For the 2025 financial year, FAB reported a record Group net profit of AED 21.11 billion (US$5.75 billion), up 24 percent year-on-year, on operating income of AED 36.68 billion and total assets of AED 1.40 trillion. For the first half of 2026, FAB reported net profit of AED 10.73 billion, up 1 percent year-on-year, as operating income rose 7 percent to AED 19.50 billion.

== International operations ==
FAB operates outside the United Arab Emirates through branches, subsidiaries and representative offices across the Middle East, Europe, Asia-Pacific and the Americas. As of 2025, the bank had a presence in 20 markets.

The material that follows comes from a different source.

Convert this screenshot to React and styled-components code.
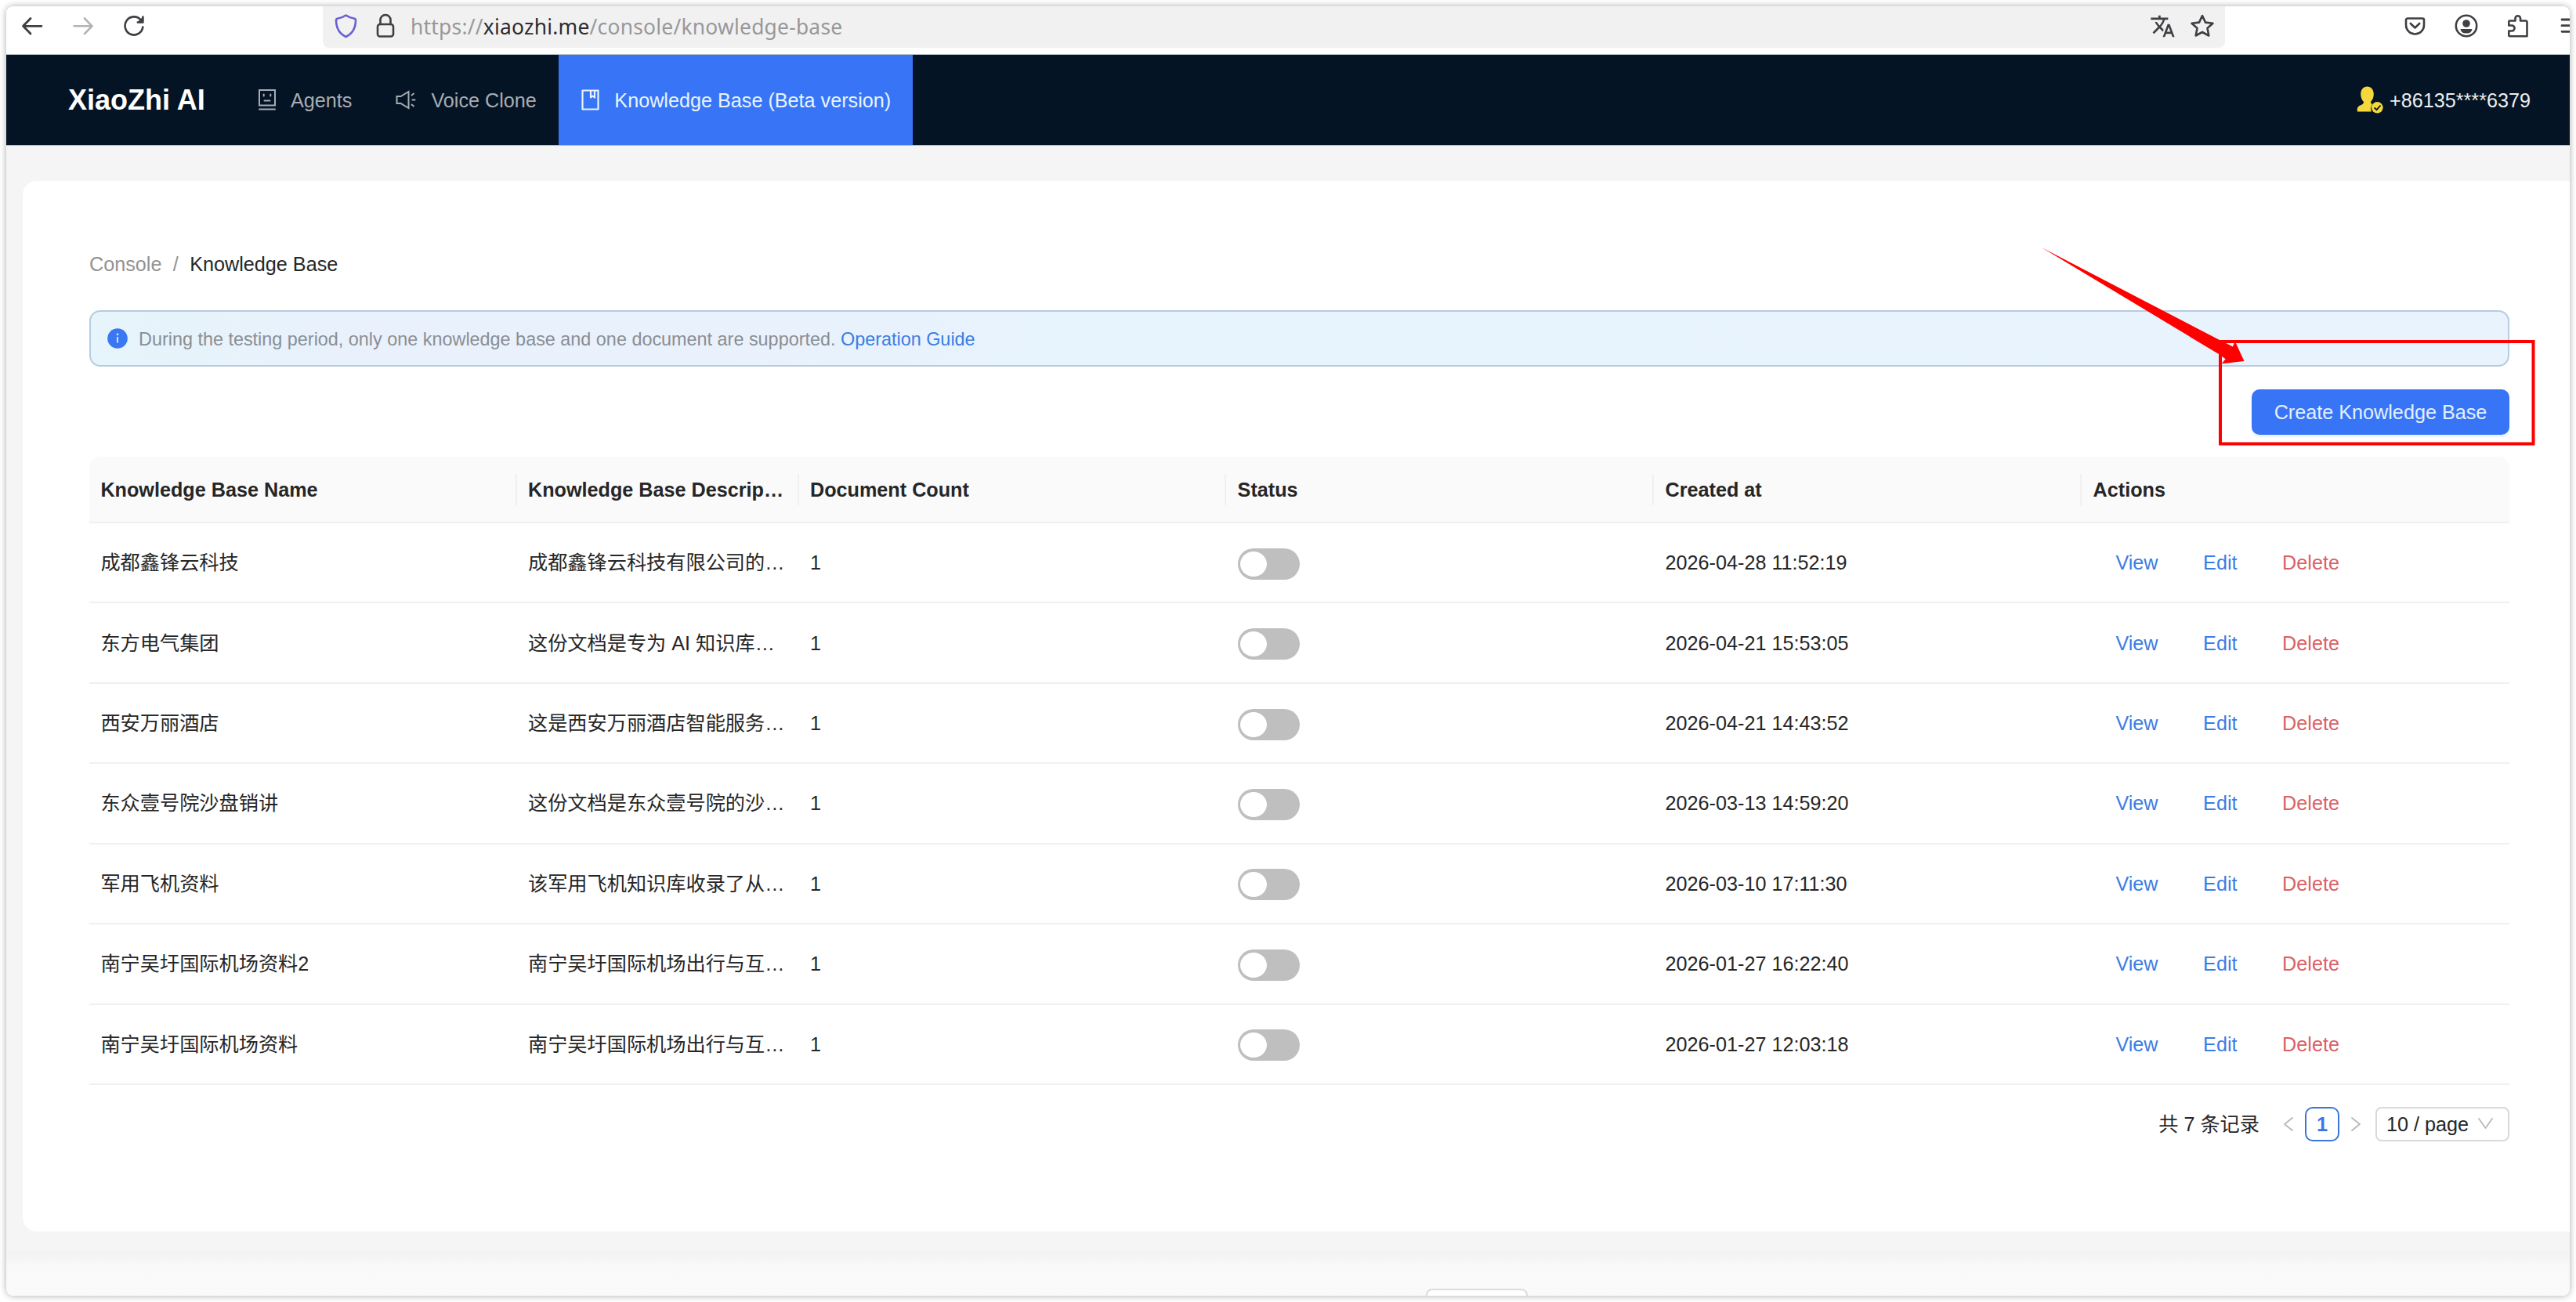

In Europe, FAB operates in the United Kingdom, France and Switzerland. Its London operations date to 1977, when its predecessor, National Bank of Abu Dhabi, opened a branch in the United Kingdom. The bank also maintains operations in Paris and Geneva, where FAB Private Bank (Suisse) SA provides wealth management services.

In the Americas, FAB operates in the United States and Brazil. In Asia-Pacific, it operates in Singapore, Hong Kong, India, South Korea, Indonesia and Malaysia.

Elsewhere in the Middle East, FAB operates in Bahrain, Saudi Arabia, Oman, Kuwait and Egypt, providing corporate, investment, commercial and private banking services through branches and subsidiaries. Its Egyptian subsidiary, FABMISR, is one of the larger foreign-owned banks in Egypt.

==Recognitions==
FAB has been ranked by Global Finance as the safest bank in the UAE and the Middle East and the best bank in the UAE.

The Banker’s Top 1000 World Banks 2020 list, measured by Tier 1 capital, ranked FAB as number one in the UAE, second in the Middle East and 85th across the globe – in addition to ranking the bank #109 by assets in the same list.

FAB was also ranked first in the UAE, 4th in the Arab world and 303rd globally in Forbes annual ranking of the world’s 2000 largest public companies.

FAB was ranked third on Forbes Middle East's 30 Most Valuable Banks 2025 list. It also ranked seventh of Forbes Middle East's Top 100 Listed Companies 2025 list.

In The Banker's 2026 ranking, First Abu Dhabi Bank ranked first in operational efficiency among UAE banks. In Forbes' 2026 Global 2000, it ranked 237th globally and highest among UAE companies, while Forbes Middle East ranked it third among the region's most valuable banks in 2025.

In 2026, FAB received recognition from several industry organisations, including Global Finance, MEED and The Digital Banker. In the 2026 Evident AI Index for Banks – Middle East and Africa, which assessed 25 banks across the region, FAB ranked first in the Leadership and Transparency pillars and third overall.